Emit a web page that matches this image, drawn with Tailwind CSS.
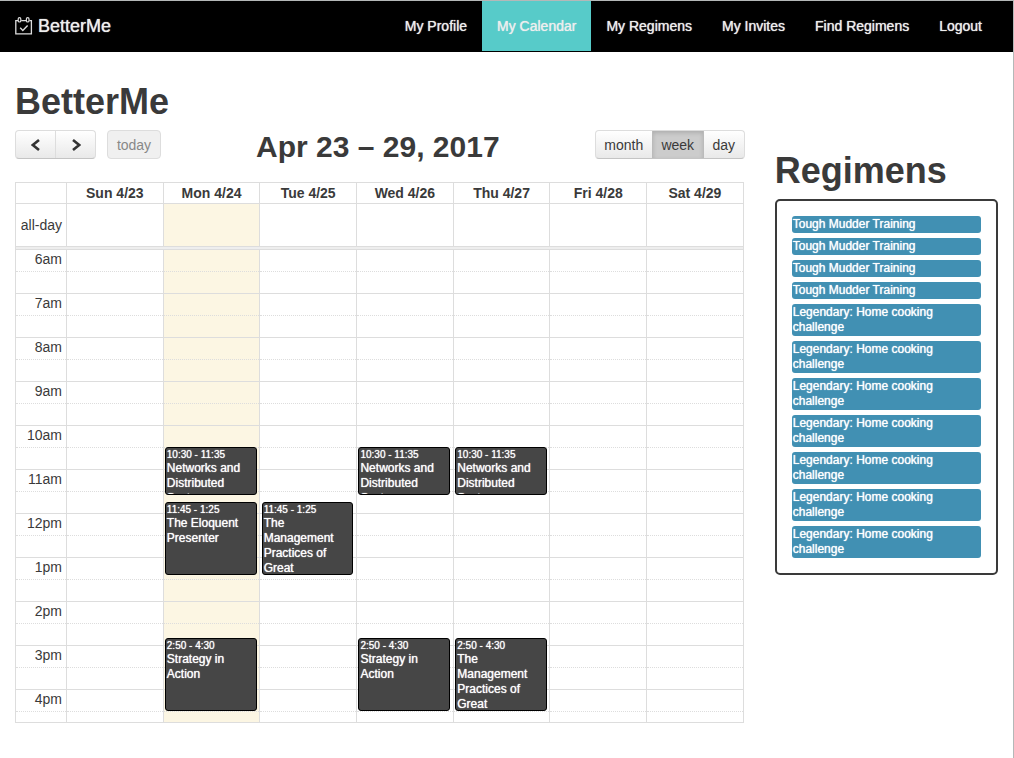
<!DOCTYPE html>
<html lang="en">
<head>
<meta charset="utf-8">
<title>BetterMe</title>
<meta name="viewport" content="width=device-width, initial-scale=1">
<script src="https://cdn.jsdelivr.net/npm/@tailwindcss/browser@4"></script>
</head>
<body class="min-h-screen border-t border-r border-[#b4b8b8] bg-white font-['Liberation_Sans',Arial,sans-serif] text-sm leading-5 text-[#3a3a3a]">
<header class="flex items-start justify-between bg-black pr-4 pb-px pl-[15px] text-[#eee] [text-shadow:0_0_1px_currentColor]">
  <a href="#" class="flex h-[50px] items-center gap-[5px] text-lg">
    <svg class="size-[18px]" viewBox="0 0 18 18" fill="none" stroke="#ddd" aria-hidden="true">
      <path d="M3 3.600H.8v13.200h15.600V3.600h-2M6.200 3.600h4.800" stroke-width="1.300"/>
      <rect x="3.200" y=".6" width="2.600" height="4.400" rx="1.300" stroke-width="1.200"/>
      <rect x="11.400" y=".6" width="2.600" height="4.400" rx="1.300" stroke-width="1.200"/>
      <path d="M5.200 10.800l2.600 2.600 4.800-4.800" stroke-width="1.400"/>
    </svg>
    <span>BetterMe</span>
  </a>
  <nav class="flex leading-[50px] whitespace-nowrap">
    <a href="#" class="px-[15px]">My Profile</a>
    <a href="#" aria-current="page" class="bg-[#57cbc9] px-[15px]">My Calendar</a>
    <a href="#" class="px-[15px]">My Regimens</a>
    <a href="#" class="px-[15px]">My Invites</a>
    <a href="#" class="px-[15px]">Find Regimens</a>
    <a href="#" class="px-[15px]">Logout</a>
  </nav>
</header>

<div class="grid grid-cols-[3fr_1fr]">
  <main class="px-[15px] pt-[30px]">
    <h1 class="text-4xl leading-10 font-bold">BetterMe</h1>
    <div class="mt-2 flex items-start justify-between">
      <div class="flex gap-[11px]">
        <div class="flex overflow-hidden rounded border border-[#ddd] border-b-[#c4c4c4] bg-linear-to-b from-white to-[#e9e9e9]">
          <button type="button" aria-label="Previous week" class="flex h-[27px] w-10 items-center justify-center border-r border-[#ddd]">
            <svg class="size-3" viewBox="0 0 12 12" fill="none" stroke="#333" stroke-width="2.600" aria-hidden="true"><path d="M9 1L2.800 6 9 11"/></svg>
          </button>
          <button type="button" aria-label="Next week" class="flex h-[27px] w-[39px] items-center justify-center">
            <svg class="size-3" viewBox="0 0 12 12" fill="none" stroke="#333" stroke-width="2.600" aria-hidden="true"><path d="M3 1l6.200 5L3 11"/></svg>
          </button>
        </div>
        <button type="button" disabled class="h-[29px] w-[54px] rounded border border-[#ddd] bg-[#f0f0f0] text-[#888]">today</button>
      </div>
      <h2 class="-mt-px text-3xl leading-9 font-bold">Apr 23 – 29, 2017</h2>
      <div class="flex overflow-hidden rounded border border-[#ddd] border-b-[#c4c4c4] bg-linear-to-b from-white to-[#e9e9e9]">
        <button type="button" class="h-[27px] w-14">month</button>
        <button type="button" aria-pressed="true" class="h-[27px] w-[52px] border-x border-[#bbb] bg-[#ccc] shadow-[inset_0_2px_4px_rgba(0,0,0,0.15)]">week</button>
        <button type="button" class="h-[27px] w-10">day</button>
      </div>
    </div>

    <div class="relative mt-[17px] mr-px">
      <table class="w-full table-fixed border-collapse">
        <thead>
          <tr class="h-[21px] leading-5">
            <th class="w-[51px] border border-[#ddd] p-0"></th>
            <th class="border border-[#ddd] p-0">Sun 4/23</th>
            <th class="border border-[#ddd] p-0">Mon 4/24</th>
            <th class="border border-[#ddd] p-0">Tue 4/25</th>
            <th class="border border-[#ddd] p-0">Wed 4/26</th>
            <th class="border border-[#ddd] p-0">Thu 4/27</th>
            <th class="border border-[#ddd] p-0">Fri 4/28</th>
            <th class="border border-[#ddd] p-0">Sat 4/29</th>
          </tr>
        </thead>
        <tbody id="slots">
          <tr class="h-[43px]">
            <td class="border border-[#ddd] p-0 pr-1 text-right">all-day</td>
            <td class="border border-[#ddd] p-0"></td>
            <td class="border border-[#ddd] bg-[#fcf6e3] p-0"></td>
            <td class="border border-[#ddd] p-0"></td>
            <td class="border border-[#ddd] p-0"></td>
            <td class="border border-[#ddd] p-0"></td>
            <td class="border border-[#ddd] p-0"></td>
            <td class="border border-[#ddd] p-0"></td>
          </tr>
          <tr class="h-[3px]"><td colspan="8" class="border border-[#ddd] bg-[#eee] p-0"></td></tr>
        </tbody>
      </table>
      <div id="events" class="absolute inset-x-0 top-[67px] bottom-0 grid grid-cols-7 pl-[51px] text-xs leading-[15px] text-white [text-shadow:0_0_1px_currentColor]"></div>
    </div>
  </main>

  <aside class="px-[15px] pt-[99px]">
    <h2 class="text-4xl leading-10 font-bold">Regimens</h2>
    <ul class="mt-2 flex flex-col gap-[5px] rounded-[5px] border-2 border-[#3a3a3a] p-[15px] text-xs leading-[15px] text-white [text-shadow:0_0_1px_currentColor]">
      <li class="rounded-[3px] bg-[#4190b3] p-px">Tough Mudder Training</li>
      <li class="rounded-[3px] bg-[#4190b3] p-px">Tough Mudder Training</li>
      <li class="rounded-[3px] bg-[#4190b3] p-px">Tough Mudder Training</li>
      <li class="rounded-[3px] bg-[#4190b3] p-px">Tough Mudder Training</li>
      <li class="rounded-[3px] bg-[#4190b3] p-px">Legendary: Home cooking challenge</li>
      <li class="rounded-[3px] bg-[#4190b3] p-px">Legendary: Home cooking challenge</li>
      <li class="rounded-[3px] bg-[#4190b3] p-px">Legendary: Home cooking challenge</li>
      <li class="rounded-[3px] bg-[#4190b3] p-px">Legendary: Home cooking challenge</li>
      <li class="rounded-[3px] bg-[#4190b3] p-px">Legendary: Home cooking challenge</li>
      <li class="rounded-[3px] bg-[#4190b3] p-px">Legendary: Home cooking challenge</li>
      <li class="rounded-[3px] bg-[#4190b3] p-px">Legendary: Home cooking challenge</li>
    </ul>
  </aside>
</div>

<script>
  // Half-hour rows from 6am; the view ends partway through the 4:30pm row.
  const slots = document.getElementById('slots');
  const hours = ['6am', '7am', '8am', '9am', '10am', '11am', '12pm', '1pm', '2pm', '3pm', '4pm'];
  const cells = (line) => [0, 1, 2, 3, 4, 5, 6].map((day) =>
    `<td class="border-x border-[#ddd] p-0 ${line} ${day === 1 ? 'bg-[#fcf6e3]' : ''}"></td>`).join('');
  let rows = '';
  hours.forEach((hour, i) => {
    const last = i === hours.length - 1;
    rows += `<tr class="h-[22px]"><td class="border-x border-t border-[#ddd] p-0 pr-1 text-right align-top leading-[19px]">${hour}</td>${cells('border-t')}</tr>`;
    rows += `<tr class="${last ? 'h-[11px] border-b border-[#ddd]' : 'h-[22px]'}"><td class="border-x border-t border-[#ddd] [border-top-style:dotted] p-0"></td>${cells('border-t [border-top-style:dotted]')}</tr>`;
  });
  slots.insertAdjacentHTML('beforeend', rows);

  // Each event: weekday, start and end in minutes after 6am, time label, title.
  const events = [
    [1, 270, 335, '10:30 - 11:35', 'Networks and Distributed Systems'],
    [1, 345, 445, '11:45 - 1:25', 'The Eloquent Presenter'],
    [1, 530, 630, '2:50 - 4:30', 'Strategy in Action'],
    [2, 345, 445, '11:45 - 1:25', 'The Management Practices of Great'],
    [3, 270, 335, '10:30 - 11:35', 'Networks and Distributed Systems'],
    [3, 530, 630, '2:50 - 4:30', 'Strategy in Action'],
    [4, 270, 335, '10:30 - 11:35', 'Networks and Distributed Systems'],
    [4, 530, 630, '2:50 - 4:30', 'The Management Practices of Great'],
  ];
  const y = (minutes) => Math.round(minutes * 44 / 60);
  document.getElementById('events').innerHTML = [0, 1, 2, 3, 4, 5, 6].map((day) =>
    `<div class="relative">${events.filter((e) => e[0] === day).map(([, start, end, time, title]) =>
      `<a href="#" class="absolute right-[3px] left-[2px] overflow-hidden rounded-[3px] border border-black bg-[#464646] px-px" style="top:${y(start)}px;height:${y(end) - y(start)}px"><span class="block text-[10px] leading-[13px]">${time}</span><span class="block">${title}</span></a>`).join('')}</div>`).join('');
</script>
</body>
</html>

Challenge | Write only the number of lines in the data above that include "page".

Output | 2